MongoDB for me was a clear choice because it’s fast, non-locking, easy to implement and grows with you. When attending the NoSQL conference in Boston and PyCon in Atlanta, the topic of MongoDB was talked about with as much excitement as Steve Jobs announcing the next iPhone.  Sites with giant data stores and large percentage of database writes were gloating over how “blazing fast” MongoDB was handling their requests. A deeper overview of why MongoDB is fast and great for page view tracking is already provided here: http://blog.mongodb.org/post/171353301/using-mongodb-for-real-time-analytics

The entire process from starting MongoDB to implementing it, rolling it, and migrating our existing data took less than a weekend. It was a rare experience to witness an architectural rewrite executed so smoothly.

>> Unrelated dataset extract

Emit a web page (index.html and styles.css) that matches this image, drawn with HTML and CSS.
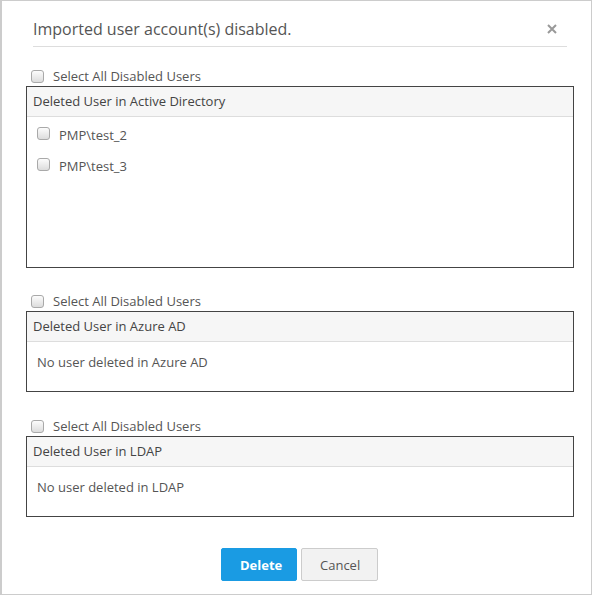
FILE: index.html
```html
<!DOCTYPE html>
<html lang="en">
<head>
  <meta charset="UTF-8" />
  <title>Imported user account(s) disabled</title>
  <link rel="stylesheet" href="styles.css">
</head>
<body>
  <div class="dialog">
    <div class="dialog-header">
      <h2>Imported user account(s) disabled.</h2>
      <button class="close" type="button" aria-label="Close">
        <svg width="10" height="10" viewBox="0 0 10 10">
          <path d="M1 1 L9 9 M9 1 L1 9" stroke="#999" stroke-width="2" fill="none" />
        </svg>
      </button>
    </div>

    <div class="section first">
      <label class="select-all"><input type="checkbox" /> Select All Disabled Users</label>
      <div class="user-box">
        <div class="user-box-title">Deleted User in Active Directory</div>
        <div class="user-box-body tall">
          <label class="user-row"><input type="checkbox" /> PMP\test_2</label>
          <label class="user-row"><input type="checkbox" /> PMP\test_3</label>
        </div>
      </div>
    </div>

    <div class="section">
      <label class="select-all"><input type="checkbox" /> Select All Disabled Users</label>
      <div class="user-box">
        <div class="user-box-title">Deleted User in Azure AD</div>
        <div class="user-box-body">
          <p class="empty">No user deleted in Azure AD</p>
        </div>
      </div>
    </div>

    <div class="section last">
      <label class="select-all"><input type="checkbox" /> Select All Disabled Users</label>
      <div class="user-box">
        <div class="user-box-title">Deleted User in LDAP</div>
        <div class="user-box-body">
          <p class="empty">No user deleted in LDAP</p>
        </div>
      </div>
    </div>

    <div class="dialog-footer">
      <button class="btn btn-primary" type="button">Delete</button>
      <button class="btn btn-default" type="button">Cancel</button>
    </div>
  </div>
</body>
</html>
```

FILE: styles.css
```css
body {
  margin: 0;
  padding: 0;
  font-family: "Open Sans", sans-serif;
  font-size: 13px;
  color: #555;
  background: #fff;
}
.dialog {
  width: 592px;
  height: 595px;
  box-sizing: border-box;
  border: 1px solid #ccc;
  border-left-width: 2px;
  background: #fff;
}
.dialog-header {
  display: flex;
  align-items: center;
  justify-content: space-between;
  margin: 0 24px 0 31px;
  padding: 16px 0 5px;
  border-bottom: 1px solid #ddd;
}
.dialog-header h2 {
  margin: 0;
  font-size: 16px;
  font-weight: normal;
  line-height: 24px;
  color: #555;
}
.close {
  border: none;
  background: none;
  padding: 0;
  margin-right: 10px;
  width: 10px;
  height: 10px;
  display: flex;
  cursor: pointer;
}
.section {
  margin: 23px 17px 0 24px;
}
.section.first {
  margin-top: 19px;
}
.section.last {
  margin-top: 24px;
}
input[type="checkbox"] {
  appearance: none;
  -webkit-appearance: none;
  width: 13px;
  height: 13px;
  margin: 0;
  box-sizing: border-box;
  border: 1px solid #a9a9a9;
  border-radius: 3px;
  background: linear-gradient(#fcfcfc, #dcdcdc);
  flex-shrink: 0;
}
.select-all {
  display: flex;
  align-items: center;
  gap: 9px;
  height: 20px;
  padding-left: 5px;
  line-height: 20px;
}
.user-box {
  border: 1px solid #444;
}
.user-box-title {
  padding: 4px 6px 5px;
  line-height: 20px;
  background: #f6f6f6;
  border-bottom: 1px solid #ddd;
  color: #444;
}
.user-box-body {
  height: 49px;
  box-sizing: border-box;
  padding: 10px 10px 0;
}
.user-box-body.tall {
  height: 150px;
  padding-top: 8px;
}
.user-row {
  display: flex;
  align-items: center;
  gap: 9px;
  line-height: 20px;
  margin-bottom: 11px;
}
.user-row input {
  margin-top: -3px;
}
.empty {
  margin: 0;
  line-height: 20px;
}
.dialog-footer {
  display: flex;
  justify-content: center;
  gap: 4px;
  margin-top: 31px;
  padding-left: 6px;
}
.btn {
  height: 33px;
  padding: 0 18px;
  font-family: "Open Sans", sans-serif;
  font-size: 13px;
  border-radius: 2px;
  cursor: pointer;
}
.btn-primary {
  width: 76px;
  background: #1a9be3;
  border: 1px solid #1a9be3;
  color: #fff;
  font-weight: bold;
}
.btn-default {
  width: 77px;
  background: #f2f2f2;
  border: 1px solid #ccc;
  color: #555;
}
```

The few steps that we took to install MongoDB in Python were as follows:

1)   Install Mongo: http://www.mongodb.org/display/DOCS/Ubuntu+and+Debian+packages

2)   Install mongoengine:
#:easy_install -U mongoengine
3)   Add collection and indexes:
#:./mongo
#:>use sitestats
#:>db.eventclick.ensureIndex({event_id: 1, sdate: 1});

4)   Write code:

from mongoengine import *
from datetime import datetime

def connection(network_timeout=0.8):
    """ connection manager """
    try:
        connect('sitestats', network_timeout=network_timeout)
    except ConnectionError:
        return False
    return True

class EventClick(Document):

    event_id = IntField(required=True)
    sdate = StringField(default=datetime.now().strftime("%y-%m-%d"))
    created = DateTimeField(default=datetime.now())
    views = IntField(default=0)

    def bump(self):
        EventClick.objects(event_id=self.event_id, sdate=self.sdate).update(upsert=True, inc__views=1, set__created=self.created)
        return {'event_id': self.event_id}

    def reload(self):
        new_event_click_instance = EventClick.objects(event_id=self.event_id, sdate=self.sdate).first()
        return new_event_click_instance or self

class EventClickQuerySet():

    def __init__(self, event_id, sdate=None):
        self.event_id = event_id
        self.sdate = sdate or datetime.now().strftime("%y-%m-%d")
        self.response = {'event_id':event_id}

    def count_all_views(self):
        try:
          pageviews = int(EventClick.objects(event_id=self.event_id).sum('views'))
        except:
          pageviews = 0
        self.response['pageviews'] = pageviews
        return self.response

    def fetch_today(self):
        event_click_objects = EventClick.objects(event_id=self.event_id, sdate=self.sdate).first()
        self.response['event_click_objects'] = event_click_objects
        return self.response

    def fetch_all(self, date1=None, date2=None):
        event_click_objects = EventClick.objects(event_id=self.event_id, created__gte=date1, created__lte=date2).order_by('+created')
        self.response['event_click_objects'] = event_click_objects
        return self.response

    def reset_today(self):
        EventClick.objects(event_id=self.event_id, sdate=self.sdate).delete()
        return self.response

    def reset_all(self):
        EventClick.objects(event_id=self.event_id).delete()
        return self.response

One of the great advantages of choosing MongoDB is that you will have a flexible solution that can be used for many other applications, such as caching or context searching.  Use cases can be found here:  http://www.mongodb.org/display/DOCS/Use+Cases

In conclusion, if your page tracking needs require real-time analytics, non-locking, and fast read-writes, give MongoDB a go.  It’s a great product and has a solid community backing it up. We love it here at Eventbrite.